- What you should do: Return the material exactly, first line through the line containing "import React from", and nothing more. Pictures stay out.

######

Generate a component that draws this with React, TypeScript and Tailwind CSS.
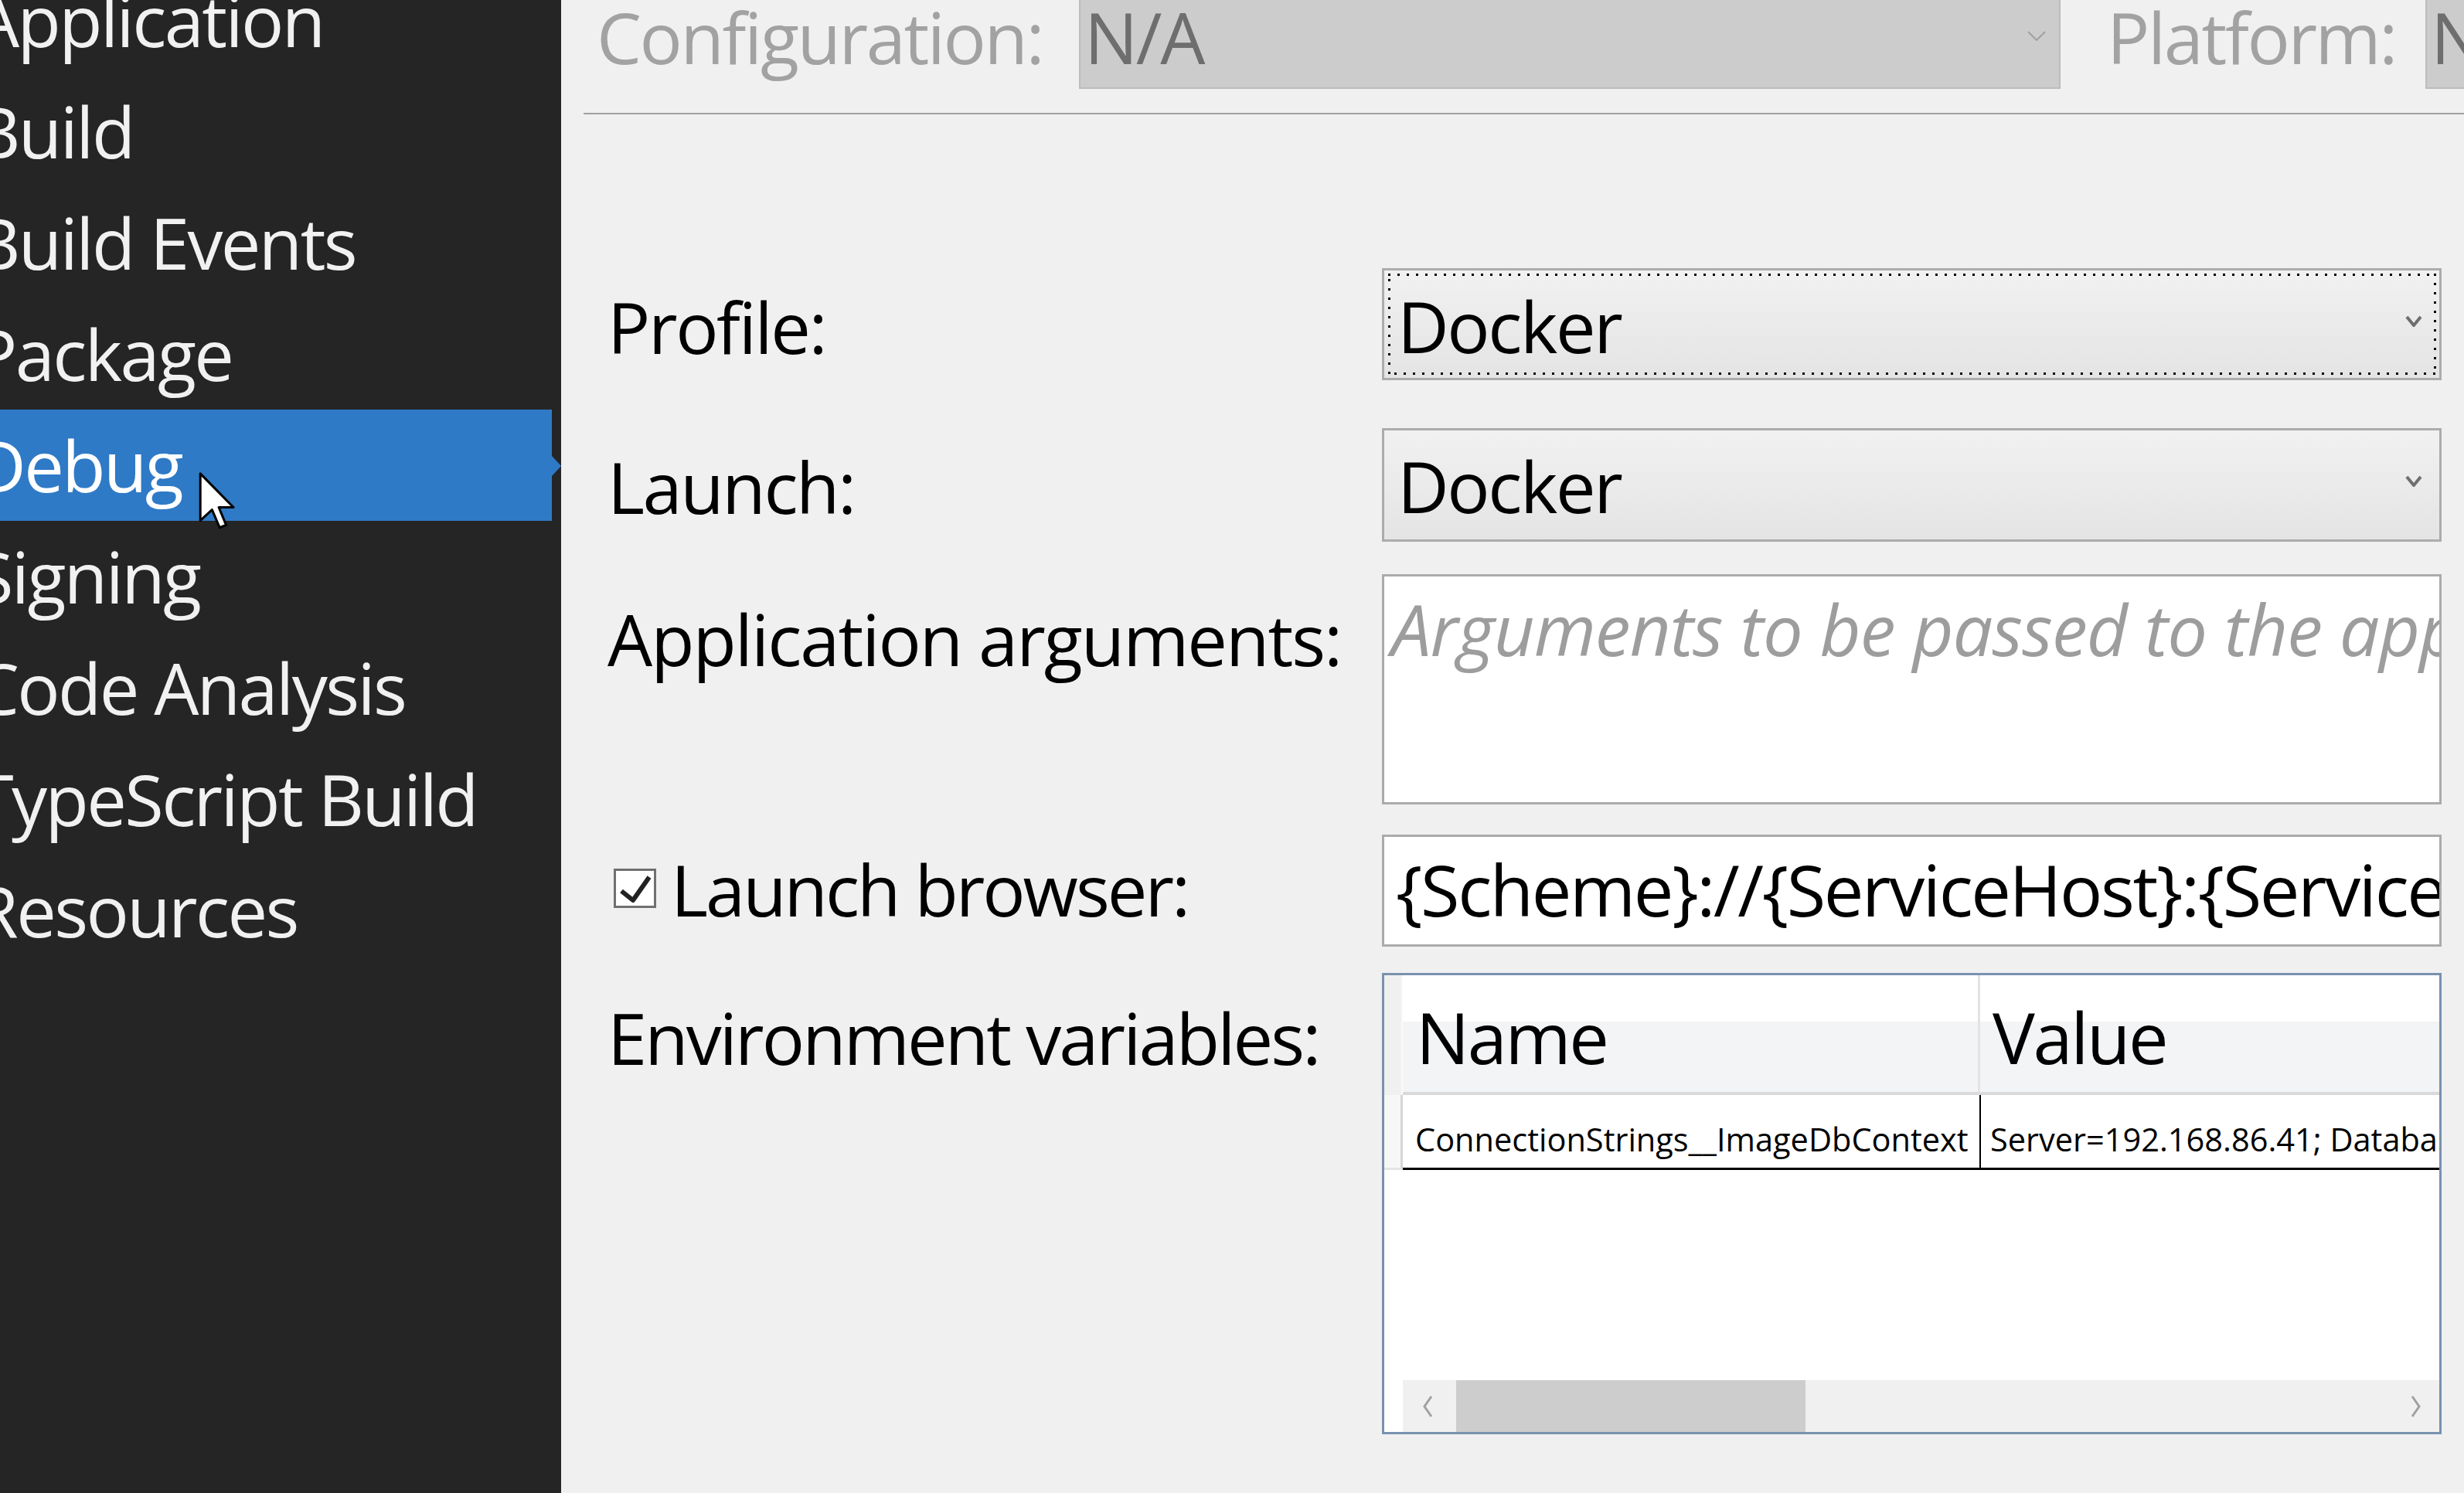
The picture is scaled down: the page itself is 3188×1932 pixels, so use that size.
import React from "react";

const items = [
  "Application",
  "Build",
  "Build Events",
  "Package",
  "Debug",
  "Signing",
  "Code Analysis",
  "TypeScript Build",
  "Resources",
];

function Chevron({
  color = "#707070",
  w = 22,
  h = 15,
  sw = 4,
}: {
  color?: string;
  w?: number;
  h?: number;
  sw?: number;
}) {
  return (
    <svg width={w} height={h} viewBox={`0 0 ${w} ${h}`} className="block shrink-0">
      <polyline
        points={`${sw / 2},${sw / 2} ${w / 2},${h - sw / 2} ${w - sw / 2},${sw / 2}`}
        fill="none"
        stroke={color}
        strokeWidth={sw}
      />
    </svg>
  );
}

function Combo({ text, focused }: { text: string; focused?: boolean }) {
  return (
    <div className="relative h-full border-[3px] border-[#acacac] bg-linear-to-b from-[#f1f1f1] to-[#e4e4e4] flex items-start">
      <div className="pl-[17px] pt-[3px] leading-[138px] whitespace-nowrap">{text}</div>
      <div className="ml-auto mr-[22px] mt-[58px]">
        <Chevron color="#6e6e6e" w={22} h={15} sw={4} />
      </div>
      {focused && (
        <div className="absolute left-[5px] top-[4px] right-[4px] bottom-[4px] pointer-events-none">
          <svg className="block w-full h-full">
            <rect
              x="0"
              y="0"
              width="100%"
              height="100%"
              fill="none"
              stroke="#000"
              strokeWidth="6"
              strokeDasharray="3 9"
            />
          </svg>
        </div>
      )}
    </div>
  );
}

export default function App() {
  return (
    <div className="relative w-[3188px] h-[1932px] overflow-hidden flex bg-[#f0f0f0] font-['Open_Sans','Noto_Sans',sans-serif] text-[92px] tracking-[-2.4px]">
      {/* Sidebar */}
      <aside className="w-[726px] shrink-0 h-full bg-[#252526] overflow-hidden tracking-[-2.6px]">
        <div className="mt-[-46px]">
          {items.map((it) =>
            it === "Debug" ? (
              <div key={it} className="flex h-[144px]">
                <div className="w-[714px] h-full bg-[#2f7ac6] text-white leading-[144px] whitespace-nowrap">
                  <div className="ml-[-33px]">{it}</div>
                </div>
                <svg width="12" height="144" className="block shrink-0">
                  <polygon points="0,60 12,73 0,86" fill="#2f7ac6" />
                </svg>
              </div>
            ) : (
              <div key={it} className="h-[144px] leading-[144px] text-[#f1f1f1] whitespace-nowrap">
                <div className="ml-[-33px]">{it}</div>
              </div>
            )
          )}
        </div>
      </aside>

      {/* Main panel */}
      <main className="flex-1 min-w-0 h-full flex flex-col overflow-hidden text-black">
        {/* Top configuration bar */}
        <div className="flex h-[115px] shrink-0">
          <div className="w-[670px] shrink-0 pl-[46px] leading-[95px] text-[#a2a2a2] whitespace-nowrap">
            Configuration:
          </div>
          <div className="w-[1270px] shrink-0 h-full bg-[#cccccc] border-x-2 border-b-2 border-[#bcbcbc] flex items-start">
            <div className="pl-[5px] leading-[95px] text-[#6e6e6e]">N/A</div>
            <div className="ml-auto mr-[17px] mt-[40px]">
              <Chevron color="#a0a0a0" w={24} h={13} sw={2} />
            </div>
          </div>
          <div className="w-[472px] shrink-0 pl-[60px] leading-[95px] text-[#a2a2a2] whitespace-nowrap">
            Platform:
          </div>
          <div className="flex-1 h-full bg-[#cccccc] border-l-2 border-b-2 border-[#bcbcbc] pl-[5px] leading-[95px] text-[#6e6e6e] whitespace-nowrap overflow-hidden">
            N/A
          </div>
        </div>

        {/* Separator */}
        <div className="ml-[29px] mt-[31px] h-[2px] bg-[#a0a0a0] shrink-0" />

        {/* Form */}
        <div className="pl-[60px] pr-[29px] flex flex-col">
          {/* Profile */}
          <div className="flex mt-[199px] h-[145px]">
            <div className="w-[1002px] shrink-0 leading-[151px] whitespace-nowrap">Profile:</div>
            <div className="flex-1 min-w-0">
              <Combo text="Docker" focused />
            </div>
          </div>

          {/* Launch */}
          <div className="flex mt-[62px] h-[147px]">
            <div className="w-[1002px] shrink-0 leading-[151px] whitespace-nowrap">Launch:</div>
            <div className="flex-1 min-w-0">
              <Combo text="Docker" />
            </div>
          </div>

          {/* Application arguments */}
          <div className="flex mt-[42px] h-[298px]">
            <div className="w-[1002px] shrink-0 leading-[167px] whitespace-nowrap tracking-[-2px]">
              Application arguments:
            </div>
            <div className="flex-1 min-w-0 h-full border-[3px] border-[#ababab] bg-white overflow-hidden">
              <div className="pl-[9px] leading-[135px] italic tracking-[-1px] text-[#9d9d9d] whitespace-nowrap">
                Arguments to be passed to the application
              </div>
            </div>
          </div>

          {/* Launch browser */}
          <div className="flex mt-[39px] h-[145px]">
            <div className="w-[1002px] shrink-0 flex items-start whitespace-nowrap">
              <div className="ml-[8px] mt-[44px] w-[55px] h-[51px] shrink-0 border-[3px] border-[#707070] bg-white">
                <svg width="49" height="45" viewBox="0 0 49 45" className="block">
                  <polyline
                    points="7,26 22,38 43,8"
                    fill="none"
                    stroke="#222"
                    strokeWidth="6"
                    strokeLinejoin="round"
                  />
                </svg>
              </div>
              <div className="ml-[19px] leading-[141px] tracking-[-3px]">Launch browser:</div>
            </div>
            <div className="flex-1 min-w-0 h-full border-[3px] border-[#ababab] bg-white overflow-hidden">
              <div className="pl-[15px] leading-[135px] whitespace-nowrap">
                {"{Scheme}://{ServiceHost}:{ServicePort}"}
              </div>
            </div>
          </div>

          {/* Environment variables */}
          <div className="flex mt-[34px] h-[597px]">
            <div className="w-[1002px] shrink-0 leading-[167px] whitespace-nowrap tracking-[-2.9px]">
              Environment variables:
            </div>
            <div className="flex-1 min-w-0 h-full border-[3px] border-[#7891ae] bg-white flex flex-col overflow-hidden">
              {/* header */}
              <div className="flex h-[155px] shrink-0">
                <div className="w-[24px] shrink-0 bg-[#f0f0f0] border-r-2 border-[#fafafa]" />
                <div className="w-[747px] shrink-0 border-r-[3px] border-[#e3e3e3] border-b-[4px] border-b-[#d9d9d9] bg-linear-to-b from-white from-40% to-[#f3f4f6] to-40% pl-[17px] pt-[10px] leading-[140px] whitespace-nowrap">
                  Name
                </div>
                <div className="flex-1 min-w-0 border-b-[4px] border-[#d9d9d9] bg-linear-to-b from-white from-40% to-[#f3f4f6] to-40% pl-[16px] pt-[10px] leading-[140px] whitespace-nowrap overflow-hidden">
                  Value
                </div>
              </div>
              {/* data row */}
              <div className="flex h-[97px] shrink-0 text-[41.5px] tracking-[0px]">
                <div className="w-[24px] shrink-0 bg-[#f7f7f7] border-r-[3px] border-[#d6d6d6] border-b-[3px] border-b-[#e4e4e4]" />
                <div className="w-[748px] shrink-0 border-r-2 border-black border-b-[3px] pl-[16px] pt-[22px] leading-[70px] whitespace-nowrap overflow-hidden">
                  ConnectionStrings__ImageDbContext
                </div>
                <div className="flex-1 min-w-0 border-b-[3px] border-black pl-[12px] pt-[22px] leading-[70px] whitespace-nowrap overflow-hidden">
                  Server=192.168.86.41; Database=ImageDb; User=sa; Password=Pass@word
                </div>
              </div>
              <div className="flex-1" />
              {/* horizontal scrollbar */}
              <div className="flex h-[67px] shrink-0">
                <div className="w-[24px] shrink-0 bg-white" />
                <div className="flex-1 min-w-0 bg-[#f0f0f0] flex items-stretch">
                  <div className="w-[69px] shrink-0 flex items-center pl-[25px]">
                    <svg width="14" height="28" viewBox="0 0 14 28" className="block">
                      <polyline points="12,1 3,14 12,27" fill="none" stroke="#a0a0a0" strokeWidth="3" />
                    </svg>
                  </div>
                  <div className="w-[452px] shrink-0 bg-[#cdcdcd]" />
                  <div className="flex-1" />
                  <div className="flex items-center pr-[23px]">
                    <svg width="14" height="28" viewBox="0 0 14 28" className="block">
                      <polyline points="2,1 11,14 2,27" fill="none" stroke="#a0a0a0" strokeWidth="3" />
                    </svg>
                  </div>
                </div>
              </div>
            </div>
          </div>
        </div>
      </main>

      {/* Mouse cursor */}
      <svg
        width="50"
        height="74"
        viewBox="-0.5 -0.5 12.5 19.5"
        className="absolute left-[256px] top-[611px] pointer-events-none"
      >
        <polygon
          points="0,0 0,16 4,12.3 6.6,18.4 8.8,17.5 6.3,11.5 11.3,11.5"
          fill="#fff"
          stroke="#000"
          strokeWidth="0.8"
          strokeLinejoin="round"
        />
      </svg>
    </div>
  );
}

######

- Complete response:
Generate a component that draws this with React, TypeScript and Tailwind CSS.
The picture is scaled down: the page itself is 3188×1932 pixels, so use that size.
import React from "react";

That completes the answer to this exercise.